- **AVAILABLE DATA**
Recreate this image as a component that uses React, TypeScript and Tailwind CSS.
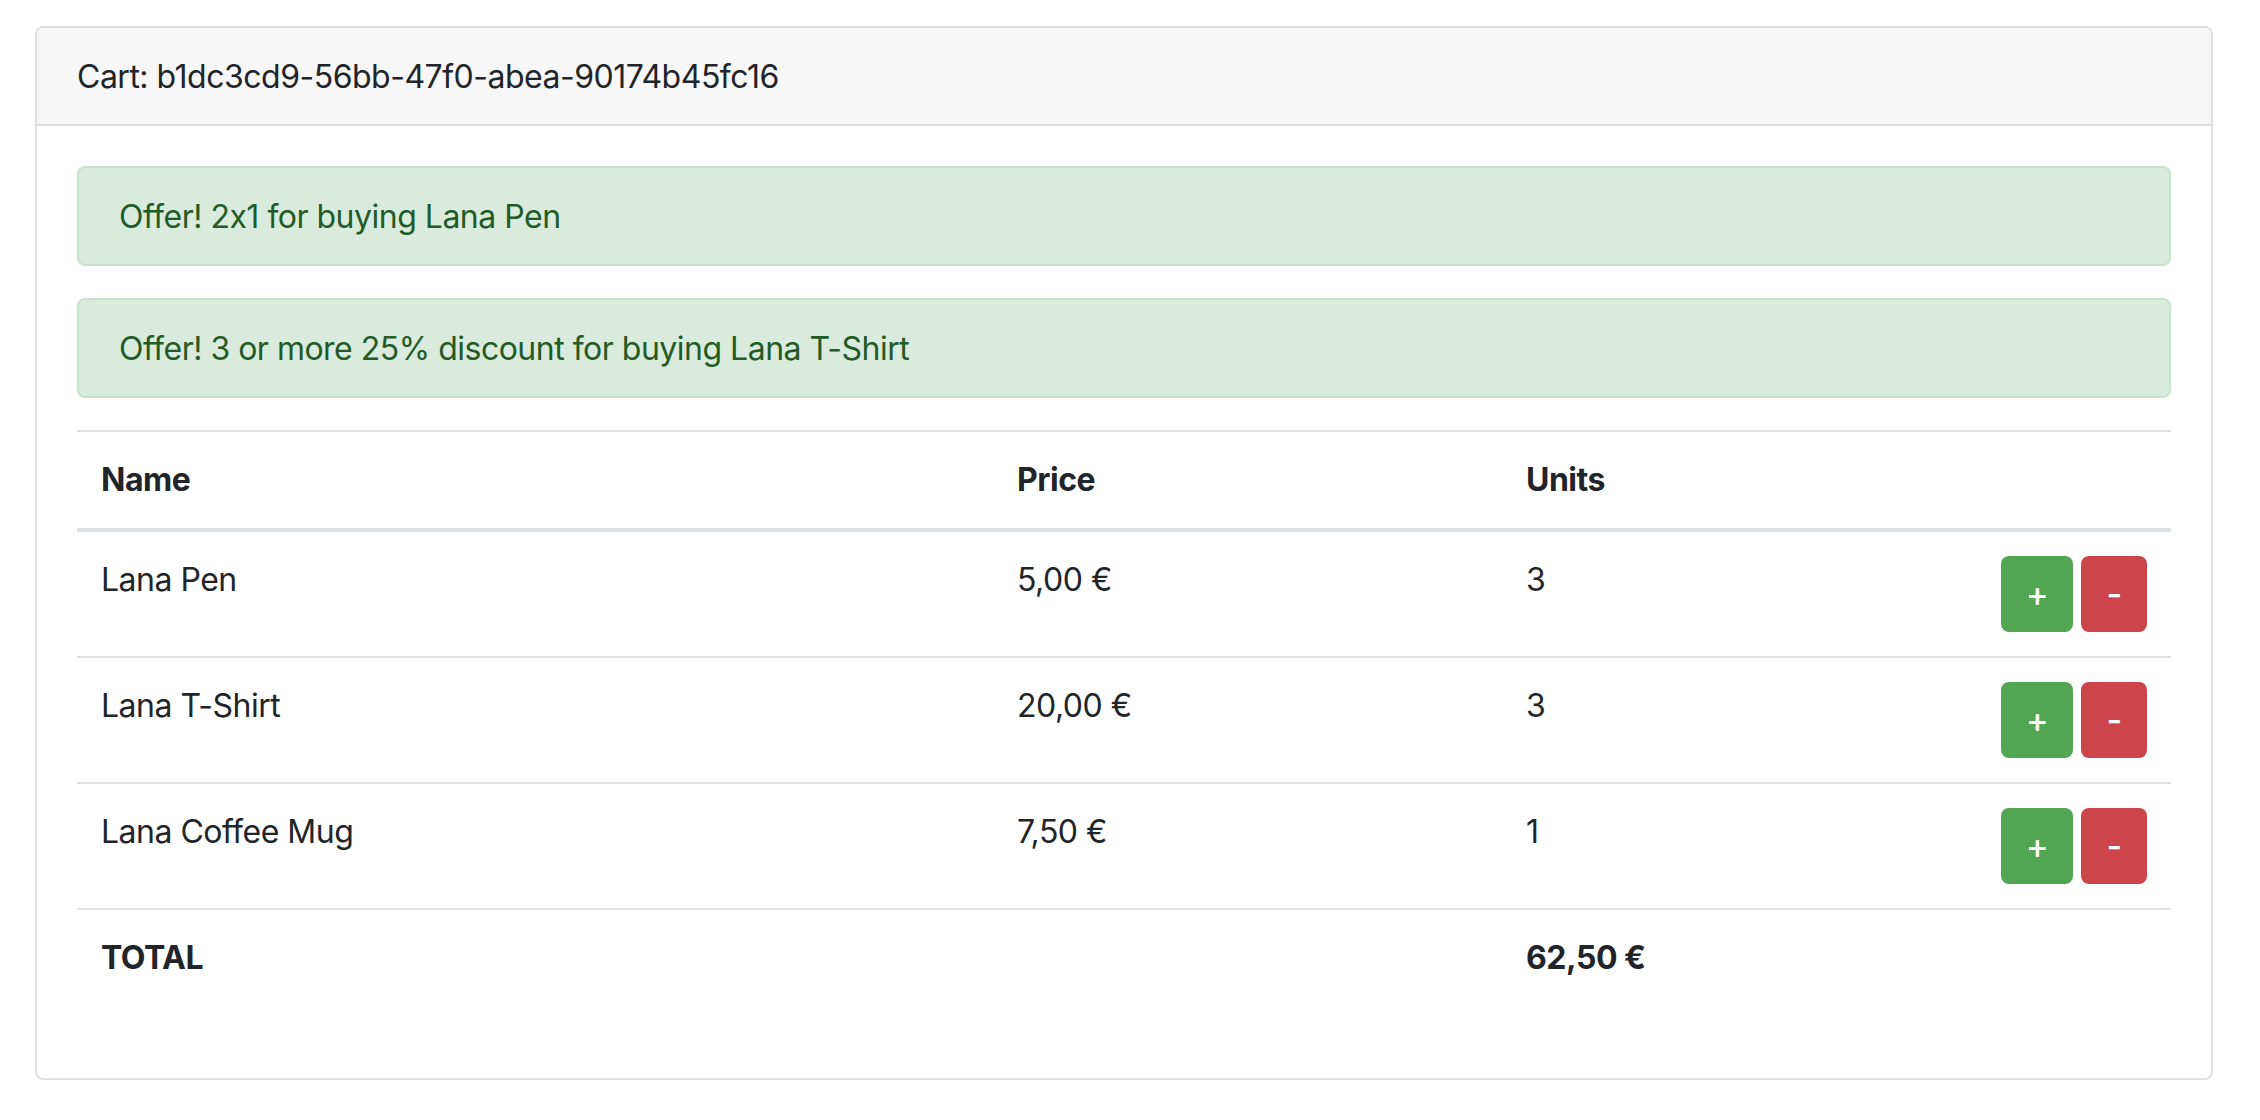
const offers = [
  "Offer! 2x1 for buying Lana Pen",
  "Offer! 3 or more 25% discount for buying Lana T-Shirt",
];

const items = [
  { name: "Lana Pen", price: "5,00 €", units: 3 },
  { name: "Lana T-Shirt", price: "20,00 €", units: 3 },
  { name: "Lana Coffee Mug", price: "7,50 €", units: 1 },
];

const row = "grid grid-cols-[916px_509px_1fr_auto]";

export default function App() {
  return (
    <div className="min-h-screen bg-white pt-[26px] pl-[35px] font-['Inter',sans-serif] [font-feature-settings:'calt'_0] tracking-[-0.5px] text-[32px] leading-[48px] text-[#212529]">
      <div className="w-[2178px] rounded-[8px] border-2 border-[#dfdfdf] overflow-hidden">
        <div className="bg-[#f7f7f7] border-b-2 border-[#dfdfdf] px-[40px] pt-[25px] pb-[23px]">
          Cart: b1dc3cd9-56bb-47f0-abea-90174b45fc16
        </div>
        <div className="p-[40px]">
          {offers.map((o) => (
            <div
              key={o}
              className="mb-[32px] rounded-[8px] border-2 border-[#c6e4cb] bg-[#d9ebdc] px-[40px] pt-[25px] pb-[23px] text-[#245a26]"
            >
              {o}
            </div>
          ))}

          <div className="mb-[32px]">
            <div className={`${row} border-t-2 border-b-4 border-[#dee2e6] font-bold`}>
              <div className="p-[24px]">Name</div>
              <div className="p-[24px]">Price</div>
              <div className="p-[24px]">Units</div>
              <div className="p-[24px]" />
            </div>
            {items.map((it, i) => (
              <div key={it.name} className={`${row} ${i > 0 ? "border-t-2 border-[#dee2e6]" : ""}`}>
                <div className="p-[24px]">{it.name}</div>
                <div className="p-[24px]">{it.price}</div>
                <div className="p-[24px]">{it.units}</div>
                <div className="flex justify-end gap-[8px] p-[24px]">
                  <button className="h-[76px] w-[72px] rounded-[8px] bg-[#52a552] text-[34px] font-medium text-white">+</button>
                  <button className="h-[76px] w-[66px] rounded-[8px] bg-[#cd454b] text-[34px] font-medium text-white">-</button>
                </div>
              </div>
            ))}
            <div className={`${row} border-t-2 border-[#dee2e6] font-bold`}>
              <div className="p-[24px]">TOTAL</div>
              <div className="p-[24px]" />
              <div className="p-[24px]">62,50 €</div>
              <div className="p-[24px]" />
            </div>
          </div>
        </div>
      </div>
    </div>
  );
}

- **EXERCISE TASK**
Except for the pictures, give all the material above again verbatim.

- **ANSWER TO THIS EXERCISE**
Recreate this image as a component that uses React, TypeScript and Tailwind CSS.
const offers = [
  "Offer! 2x1 for buying Lana Pen",
  "Offer! 3 or more 25% discount for buying Lana T-Shirt",
];

const items = [
  { name: "Lana Pen", price: "5,00 €", units: 3 },
  { name: "Lana T-Shirt", price: "20,00 €", units: 3 },
  { name: "Lana Coffee Mug", price: "7,50 €", units: 1 },
];

const row = "grid grid-cols-[916px_509px_1fr_auto]";

export default function App() {
  return (
    <div className="min-h-screen bg-white pt-[26px] pl-[35px] font-['Inter',sans-serif] [font-feature-settings:'calt'_0] tracking-[-0.5px] text-[32px] leading-[48px] text-[#212529]">
      <div className="w-[2178px] rounded-[8px] border-2 border-[#dfdfdf] overflow-hidden">
        <div className="bg-[#f7f7f7] border-b-2 border-[#dfdfdf] px-[40px] pt-[25px] pb-[23px]">
          Cart: b1dc3cd9-56bb-47f0-abea-90174b45fc16
        </div>
        <div className="p-[40px]">
          {offers.map((o) => (
            <div
              key={o}
              className="mb-[32px] rounded-[8px] border-2 border-[#c6e4cb] bg-[#d9ebdc] px-[40px] pt-[25px] pb-[23px] text-[#245a26]"
            >
              {o}
            </div>
          ))}

          <div className="mb-[32px]">
            <div className={`${row} border-t-2 border-b-4 border-[#dee2e6] font-bold`}>
              <div className="p-[24px]">Name</div>
              <div className="p-[24px]">Price</div>
              <div className="p-[24px]">Units</div>
              <div className="p-[24px]" />
            </div>
            {items.map((it, i) => (
              <div key={it.name} className={`${row} ${i > 0 ? "border-t-2 border-[#dee2e6]" : ""}`}>
                <div className="p-[24px]">{it.name}</div>
                <div className="p-[24px]">{it.price}</div>
                <div className="p-[24px]">{it.units}</div>
                <div className="flex justify-end gap-[8px] p-[24px]">
                  <button className="h-[76px] w-[72px] rounded-[8px] bg-[#52a552] text-[34px] font-medium text-white">+</button>
                  <button className="h-[76px] w-[66px] rounded-[8px] bg-[#cd454b] text-[34px] font-medium text-white">-</button>
                </div>
              </div>
            ))}
            <div className={`${row} border-t-2 border-[#dee2e6] font-bold`}>
              <div className="p-[24px]">TOTAL</div>
              <div className="p-[24px]" />
              <div className="p-[24px]">62,50 €</div>
              <div className="p-[24px]" />
            </div>
          </div>
        </div>
      </div>
    </div>
  );
}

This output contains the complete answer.